WHAT THE TASK REQUIRES: Give every line back verbatim, dropping all images.

DATA BLOCK:
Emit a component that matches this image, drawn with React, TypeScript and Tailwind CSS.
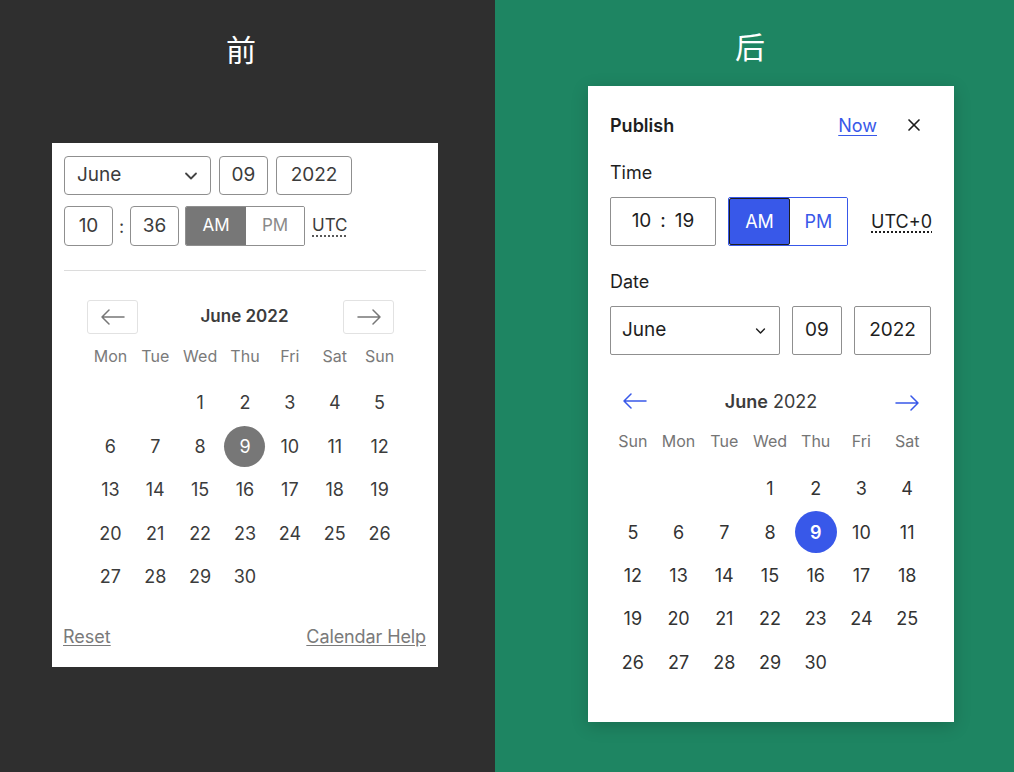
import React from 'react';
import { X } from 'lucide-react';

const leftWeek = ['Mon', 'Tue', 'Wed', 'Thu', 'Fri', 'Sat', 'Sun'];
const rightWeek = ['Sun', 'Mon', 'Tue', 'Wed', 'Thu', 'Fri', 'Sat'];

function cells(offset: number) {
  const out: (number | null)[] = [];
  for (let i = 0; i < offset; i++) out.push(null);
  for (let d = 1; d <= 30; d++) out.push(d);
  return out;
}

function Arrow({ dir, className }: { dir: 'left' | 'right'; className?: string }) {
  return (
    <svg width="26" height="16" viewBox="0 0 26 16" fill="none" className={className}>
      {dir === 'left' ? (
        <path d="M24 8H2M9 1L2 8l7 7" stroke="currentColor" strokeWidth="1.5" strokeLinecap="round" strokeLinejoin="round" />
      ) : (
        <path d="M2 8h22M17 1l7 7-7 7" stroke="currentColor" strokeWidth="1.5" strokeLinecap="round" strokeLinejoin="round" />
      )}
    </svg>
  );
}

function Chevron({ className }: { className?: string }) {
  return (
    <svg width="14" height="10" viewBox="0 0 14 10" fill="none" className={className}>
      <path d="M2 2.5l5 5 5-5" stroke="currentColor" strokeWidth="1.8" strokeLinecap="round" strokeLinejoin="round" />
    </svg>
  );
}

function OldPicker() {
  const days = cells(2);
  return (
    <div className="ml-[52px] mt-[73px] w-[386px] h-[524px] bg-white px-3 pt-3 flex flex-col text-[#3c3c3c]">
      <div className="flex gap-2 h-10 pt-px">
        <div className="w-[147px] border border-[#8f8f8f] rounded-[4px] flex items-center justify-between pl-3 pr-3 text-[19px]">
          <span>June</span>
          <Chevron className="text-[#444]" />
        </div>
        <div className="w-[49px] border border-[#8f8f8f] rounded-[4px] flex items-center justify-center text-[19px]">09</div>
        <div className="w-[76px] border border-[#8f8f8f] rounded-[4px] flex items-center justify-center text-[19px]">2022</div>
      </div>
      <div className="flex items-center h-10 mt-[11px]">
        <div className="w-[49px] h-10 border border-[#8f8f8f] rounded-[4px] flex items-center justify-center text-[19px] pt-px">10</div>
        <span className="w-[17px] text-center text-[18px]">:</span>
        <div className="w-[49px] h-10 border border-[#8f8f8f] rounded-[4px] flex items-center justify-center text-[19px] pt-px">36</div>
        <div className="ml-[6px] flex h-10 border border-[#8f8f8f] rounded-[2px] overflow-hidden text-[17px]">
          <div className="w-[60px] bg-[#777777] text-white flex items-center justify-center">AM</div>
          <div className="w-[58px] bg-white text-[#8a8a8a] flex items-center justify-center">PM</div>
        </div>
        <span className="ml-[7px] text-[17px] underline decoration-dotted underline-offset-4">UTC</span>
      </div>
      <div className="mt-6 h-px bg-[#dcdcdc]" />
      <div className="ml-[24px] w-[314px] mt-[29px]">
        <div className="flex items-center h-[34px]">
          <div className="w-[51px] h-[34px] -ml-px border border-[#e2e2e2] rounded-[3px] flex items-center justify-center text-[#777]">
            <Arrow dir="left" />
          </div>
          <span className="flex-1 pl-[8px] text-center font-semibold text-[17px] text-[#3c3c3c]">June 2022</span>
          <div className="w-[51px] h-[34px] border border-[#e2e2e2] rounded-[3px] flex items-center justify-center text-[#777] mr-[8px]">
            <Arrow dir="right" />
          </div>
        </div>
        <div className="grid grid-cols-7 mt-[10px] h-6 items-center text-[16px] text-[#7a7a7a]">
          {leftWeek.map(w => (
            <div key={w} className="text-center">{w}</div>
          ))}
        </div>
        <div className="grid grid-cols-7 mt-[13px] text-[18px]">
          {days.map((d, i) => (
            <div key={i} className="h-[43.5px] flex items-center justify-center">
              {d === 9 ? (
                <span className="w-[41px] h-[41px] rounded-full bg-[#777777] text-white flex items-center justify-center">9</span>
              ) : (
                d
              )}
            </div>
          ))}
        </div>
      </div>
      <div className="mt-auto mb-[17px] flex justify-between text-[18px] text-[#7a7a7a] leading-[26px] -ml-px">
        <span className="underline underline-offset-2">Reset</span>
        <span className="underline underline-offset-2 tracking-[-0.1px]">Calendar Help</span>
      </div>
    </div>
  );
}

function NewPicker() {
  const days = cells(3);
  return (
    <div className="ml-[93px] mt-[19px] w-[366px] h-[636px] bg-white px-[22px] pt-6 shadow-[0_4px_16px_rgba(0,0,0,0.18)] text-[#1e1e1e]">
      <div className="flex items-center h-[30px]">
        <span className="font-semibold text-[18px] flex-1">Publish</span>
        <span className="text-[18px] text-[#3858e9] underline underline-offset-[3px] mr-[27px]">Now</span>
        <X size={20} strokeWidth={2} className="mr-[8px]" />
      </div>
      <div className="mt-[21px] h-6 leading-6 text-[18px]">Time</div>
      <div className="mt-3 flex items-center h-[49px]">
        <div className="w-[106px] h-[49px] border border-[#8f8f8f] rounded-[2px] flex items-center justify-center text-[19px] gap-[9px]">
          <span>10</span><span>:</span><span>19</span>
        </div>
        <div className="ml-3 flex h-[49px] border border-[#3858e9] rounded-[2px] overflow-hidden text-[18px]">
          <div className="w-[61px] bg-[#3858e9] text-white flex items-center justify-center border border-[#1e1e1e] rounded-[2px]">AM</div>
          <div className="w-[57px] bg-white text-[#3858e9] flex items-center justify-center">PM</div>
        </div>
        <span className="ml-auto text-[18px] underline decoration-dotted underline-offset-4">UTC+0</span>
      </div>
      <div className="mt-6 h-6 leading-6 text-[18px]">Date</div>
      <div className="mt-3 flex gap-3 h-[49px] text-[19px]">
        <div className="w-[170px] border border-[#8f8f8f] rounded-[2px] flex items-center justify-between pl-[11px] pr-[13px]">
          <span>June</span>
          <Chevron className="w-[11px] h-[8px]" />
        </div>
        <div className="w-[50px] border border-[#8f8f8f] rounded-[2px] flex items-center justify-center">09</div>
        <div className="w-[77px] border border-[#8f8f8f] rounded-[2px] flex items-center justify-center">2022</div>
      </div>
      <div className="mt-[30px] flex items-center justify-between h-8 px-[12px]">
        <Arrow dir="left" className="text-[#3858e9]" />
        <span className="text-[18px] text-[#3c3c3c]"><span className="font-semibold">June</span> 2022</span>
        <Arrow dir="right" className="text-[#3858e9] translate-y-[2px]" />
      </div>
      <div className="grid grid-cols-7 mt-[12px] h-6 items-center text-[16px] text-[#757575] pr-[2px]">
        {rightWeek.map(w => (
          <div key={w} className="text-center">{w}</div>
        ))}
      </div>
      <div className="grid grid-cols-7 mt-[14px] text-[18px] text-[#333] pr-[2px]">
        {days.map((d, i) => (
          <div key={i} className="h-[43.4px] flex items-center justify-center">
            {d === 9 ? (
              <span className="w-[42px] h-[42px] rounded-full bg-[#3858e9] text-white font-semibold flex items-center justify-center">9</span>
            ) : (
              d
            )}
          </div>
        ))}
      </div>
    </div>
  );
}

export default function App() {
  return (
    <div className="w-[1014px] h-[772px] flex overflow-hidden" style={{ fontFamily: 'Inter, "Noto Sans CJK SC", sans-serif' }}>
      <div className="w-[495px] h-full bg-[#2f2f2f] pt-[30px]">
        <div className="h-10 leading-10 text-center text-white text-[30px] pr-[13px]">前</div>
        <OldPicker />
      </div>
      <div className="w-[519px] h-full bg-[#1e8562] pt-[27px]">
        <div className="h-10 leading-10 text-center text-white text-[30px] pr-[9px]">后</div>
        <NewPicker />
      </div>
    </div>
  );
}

RESULT BELOW:
Emit a component that matches this image, drawn with React, TypeScript and Tailwind CSS.
import React from 'react';
import { X } from 'lucide-react';

const leftWeek = ['Mon', 'Tue', 'Wed', 'Thu', 'Fri', 'Sat', 'Sun'];
const rightWeek = ['Sun', 'Mon', 'Tue', 'Wed', 'Thu', 'Fri', 'Sat'];

function cells(offset: number) {
  const out: (number | null)[] = [];
  for (let i = 0; i < offset; i++) out.push(null);
  for (let d = 1; d <= 30; d++) out.push(d);
  return out;
}

function Arrow({ dir, className }: { dir: 'left' | 'right'; className?: string }) {
  return (
    <svg width="26" height="16" viewBox="0 0 26 16" fill="none" className={className}>
      {dir === 'left' ? (
        <path d="M24 8H2M9 1L2 8l7 7" stroke="currentColor" strokeWidth="1.5" strokeLinecap="round" strokeLinejoin="round" />
      ) : (
        <path d="M2 8h22M17 1l7 7-7 7" stroke="currentColor" strokeWidth="1.5" strokeLinecap="round" strokeLinejoin="round" />
      )}
    </svg>
  );
}

function Chevron({ className }: { className?: string }) {
  return (
    <svg width="14" height="10" viewBox="0 0 14 10" fill="none" className={className}>
      <path d="M2 2.5l5 5 5-5" stroke="currentColor" strokeWidth="1.8" strokeLinecap="round" strokeLinejoin="round" />
    </svg>
  );
}

function OldPicker() {
  const days = cells(2);
  return (
    <div className="ml-[52px] mt-[73px] w-[386px] h-[524px] bg-white px-3 pt-3 flex flex-col text-[#3c3c3c]">
      <div className="flex gap-2 h-10 pt-px">
        <div className="w-[147px] border border-[#8f8f8f] rounded-[4px] flex items-center justify-between pl-3 pr-3 text-[19px]">
          <span>June</span>
          <Chevron className="text-[#444]" />
        </div>
        <div className="w-[49px] border border-[#8f8f8f] rounded-[4px] flex items-center justify-center text-[19px]">09</div>
        <div className="w-[76px] border border-[#8f8f8f] rounded-[4px] flex items-center justify-center text-[19px]">2022</div>
      </div>
      <div className="flex items-center h-10 mt-[11px]">
        <div className="w-[49px] h-10 border border-[#8f8f8f] rounded-[4px] flex items-center justify-center text-[19px] pt-px">10</div>
        <span className="w-[17px] text-center text-[18px]">:</span>
        <div className="w-[49px] h-10 border border-[#8f8f8f] rounded-[4px] flex items-center justify-center text-[19px] pt-px">36</div>
        <div className="ml-[6px] flex h-10 border border-[#8f8f8f] rounded-[2px] overflow-hidden text-[17px]">
          <div className="w-[60px] bg-[#777777] text-white flex items-center justify-center">AM</div>
          <div className="w-[58px] bg-white text-[#8a8a8a] flex items-center justify-center">PM</div>
        </div>
        <span className="ml-[7px] text-[17px] underline decoration-dotted underline-offset-4">UTC</span>
      </div>
      <div className="mt-6 h-px bg-[#dcdcdc]" />
      <div className="ml-[24px] w-[314px] mt-[29px]">
        <div className="flex items-center h-[34px]">
          <div className="w-[51px] h-[34px] -ml-px border border-[#e2e2e2] rounded-[3px] flex items-center justify-center text-[#777]">
            <Arrow dir="left" />
          </div>
          <span className="flex-1 pl-[8px] text-center font-semibold text-[17px] text-[#3c3c3c]">June 2022</span>
          <div className="w-[51px] h-[34px] border border-[#e2e2e2] rounded-[3px] flex items-center justify-center text-[#777] mr-[8px]">
            <Arrow dir="right" />
          </div>
        </div>
        <div className="grid grid-cols-7 mt-[10px] h-6 items-center text-[16px] text-[#7a7a7a]">
          {leftWeek.map(w => (
            <div key={w} className="text-center">{w}</div>
          ))}
        </div>
        <div className="grid grid-cols-7 mt-[13px] text-[18px]">
          {days.map((d, i) => (
            <div key={i} className="h-[43.5px] flex items-center justify-center">
              {d === 9 ? (
                <span className="w-[41px] h-[41px] rounded-full bg-[#777777] text-white flex items-center justify-center">9</span>
              ) : (
                d
              )}
            </div>
          ))}
        </div>
      </div>
      <div className="mt-auto mb-[17px] flex justify-between text-[18px] text-[#7a7a7a] leading-[26px] -ml-px">
        <span className="underline underline-offset-2">Reset</span>
        <span className="underline underline-offset-2 tracking-[-0.1px]">Calendar Help</span>
      </div>
    </div>
  );
}

function NewPicker() {
  const days = cells(3);
  return (
    <div className="ml-[93px] mt-[19px] w-[366px] h-[636px] bg-white px-[22px] pt-6 shadow-[0_4px_16px_rgba(0,0,0,0.18)] text-[#1e1e1e]">
      <div className="flex items-center h-[30px]">
        <span className="font-semibold text-[18px] flex-1">Publish</span>
        <span className="text-[18px] text-[#3858e9] underline underline-offset-[3px] mr-[27px]">Now</span>
        <X size={20} strokeWidth={2} className="mr-[8px]" />
      </div>
      <div className="mt-[21px] h-6 leading-6 text-[18px]">Time</div>
      <div className="mt-3 flex items-center h-[49px]">
        <div className="w-[106px] h-[49px] border border-[#8f8f8f] rounded-[2px] flex items-center justify-center text-[19px] gap-[9px]">
          <span>10</span><span>:</span><span>19</span>
        </div>
        <div className="ml-3 flex h-[49px] border border-[#3858e9] rounded-[2px] overflow-hidden text-[18px]">
          <div className="w-[61px] bg-[#3858e9] text-white flex items-center justify-center border border-[#1e1e1e] rounded-[2px]">AM</div>
          <div className="w-[57px] bg-white text-[#3858e9] flex items-center justify-center">PM</div>
        </div>
        <span className="ml-auto text-[18px] underline decoration-dotted underline-offset-4">UTC+0</span>
      </div>
      <div className="mt-6 h-6 leading-6 text-[18px]">Date</div>
      <div className="mt-3 flex gap-3 h-[49px] text-[19px]">
        <div className="w-[170px] border border-[#8f8f8f] rounded-[2px] flex items-center justify-between pl-[11px] pr-[13px]">
          <span>June</span>
          <Chevron className="w-[11px] h-[8px]" />
        </div>
        <div className="w-[50px] border border-[#8f8f8f] rounded-[2px] flex items-center justify-center">09</div>
        <div className="w-[77px] border border-[#8f8f8f] rounded-[2px] flex items-center justify-center">2022</div>
      </div>
      <div className="mt-[30px] flex items-center justify-between h-8 px-[12px]">
        <Arrow dir="left" className="text-[#3858e9]" />
        <span className="text-[18px] text-[#3c3c3c]"><span className="font-semibold">June</span> 2022</span>
        <Arrow dir="right" className="text-[#3858e9] translate-y-[2px]" />
      </div>
      <div className="grid grid-cols-7 mt-[12px] h-6 items-center text-[16px] text-[#757575] pr-[2px]">
        {rightWeek.map(w => (
          <div key={w} className="text-center">{w}</div>
        ))}
      </div>
      <div className="grid grid-cols-7 mt-[14px] text-[18px] text-[#333] pr-[2px]">
        {days.map((d, i) => (
          <div key={i} className="h-[43.4px] flex items-center justify-center">
            {d === 9 ? (
              <span className="w-[42px] h-[42px] rounded-full bg-[#3858e9] text-white font-semibold flex items-center justify-center">9</span>
            ) : (
              d
            )}
          </div>
        ))}
      </div>
    </div>
  );
}

export default function App() {
  return (
    <div className="w-[1014px] h-[772px] flex overflow-hidden" style={{ fontFamily: 'Inter, "Noto Sans CJK SC", sans-serif' }}>
      <div className="w-[495px] h-full bg-[#2f2f2f] pt-[30px]">
        <div className="h-10 leading-10 text-center text-white text-[30px] pr-[13px]">前</div>
        <OldPicker />
      </div>
      <div className="w-[519px] h-full bg-[#1e8562] pt-[27px]">
        <div className="h-10 leading-10 text-center text-white text-[30px] pr-[9px]">后</div>
        <NewPicker />
      </div>
    </div>
  );
}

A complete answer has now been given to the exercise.